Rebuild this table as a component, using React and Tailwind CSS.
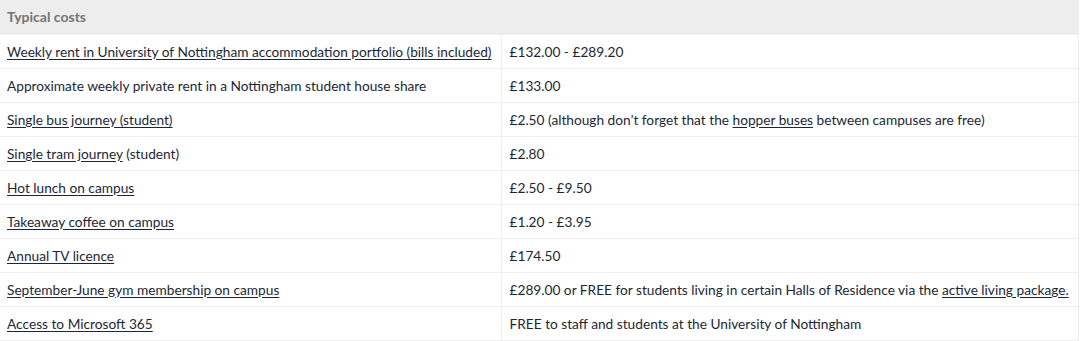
const rows = [
  {
    item: <a href="#" className="underline">Weekly rent in University of Nottingham accommodation portfolio (bills included)</a>,
    cost: '£132.00 - £289.20',
  },
  {
    item: 'Approximate weekly private rent in a Nottingham student house share',
    cost: '£133.00',
  },
  {
    item: <a href="#" className="underline">Single bus journey (student)</a>,
    cost: (
      <>
        £2.50 (although don’t forget that the <a href="#" className="underline">hopper buses</a> between campuses are free)
      </>
    ),
  },
  {
    item: (
      <>
        <a href="#" className="underline">Single tram journey</a> (student)
      </>
    ),
    cost: '£2.80',
  },
  { item: <a href="#" className="underline">Hot lunch on campus</a>, cost: '£2.50 - £9.50' },
  { item: <a href="#" className="underline">Takeaway coffee on campus</a>, cost: '£1.20 - £3.95' },
  { item: <a href="#" className="underline">Annual TV licence</a>, cost: '£174.50' },
  {
    item: <a href="#" className="underline">September-June gym membership on campus </a>,
    cost: (
      <>
        £289.00 or FREE for students living in certain Halls of Residence via the{' '}
        <a href="#" className="underline">active living package.</a>
      </>
    ),
  },
  { item: <a href="#" className="underline">Access to Microsoft 365</a>, cost: 'FREE to staff and students at the University of Nottingham' },
];

export default function App() {
  return (
    <div className="w-[1080px] bg-white font-['Lato','Open_Sans',sans-serif] text-[13.7px] text-[#1c2736]">
      <table className="w-[1079px] border-collapse border-r border-b border-[#eeeeee]">
        <thead>
          <tr className="h-[34px] bg-[#ededed]">
            <th colSpan={2} className="px-[7px] text-left text-[14px] font-bold text-[#757575]">
              Typical costs
            </th>
          </tr>
        </thead>
        <tbody>
          {rows.map((r, i) => (
            <tr key={i} className="h-[34px] border-t border-[#eeeeee]">
              <td className="w-[501px] border-r border-[#eeeeee] px-[7px] pt-[2px] align-middle [&_a]:underline-offset-2">
                {r.item}
              </td>
              <td className="px-[8px] pt-[2px] align-middle [&_a]:underline-offset-2">{r.cost}</td>
            </tr>
          ))}
        </tbody>
      </table>
    </div>
  );
}
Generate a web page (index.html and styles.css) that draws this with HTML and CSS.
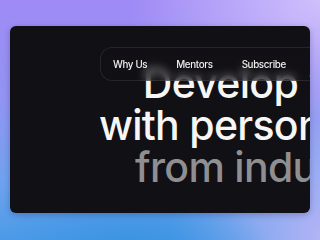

┄┄┄┄┄┄┄┄┄┄┄┄┄┄┄┄┄┄┄┄

#### Short task
All lines of the data above that include the word "table" must be shown.

#### Answer to this exercise
Rebuild this table as a component, using React and Tailwind CSS.
      <table className="w-[1079px] border-collapse border-r border-b border-[#eeeeee]">
      </table>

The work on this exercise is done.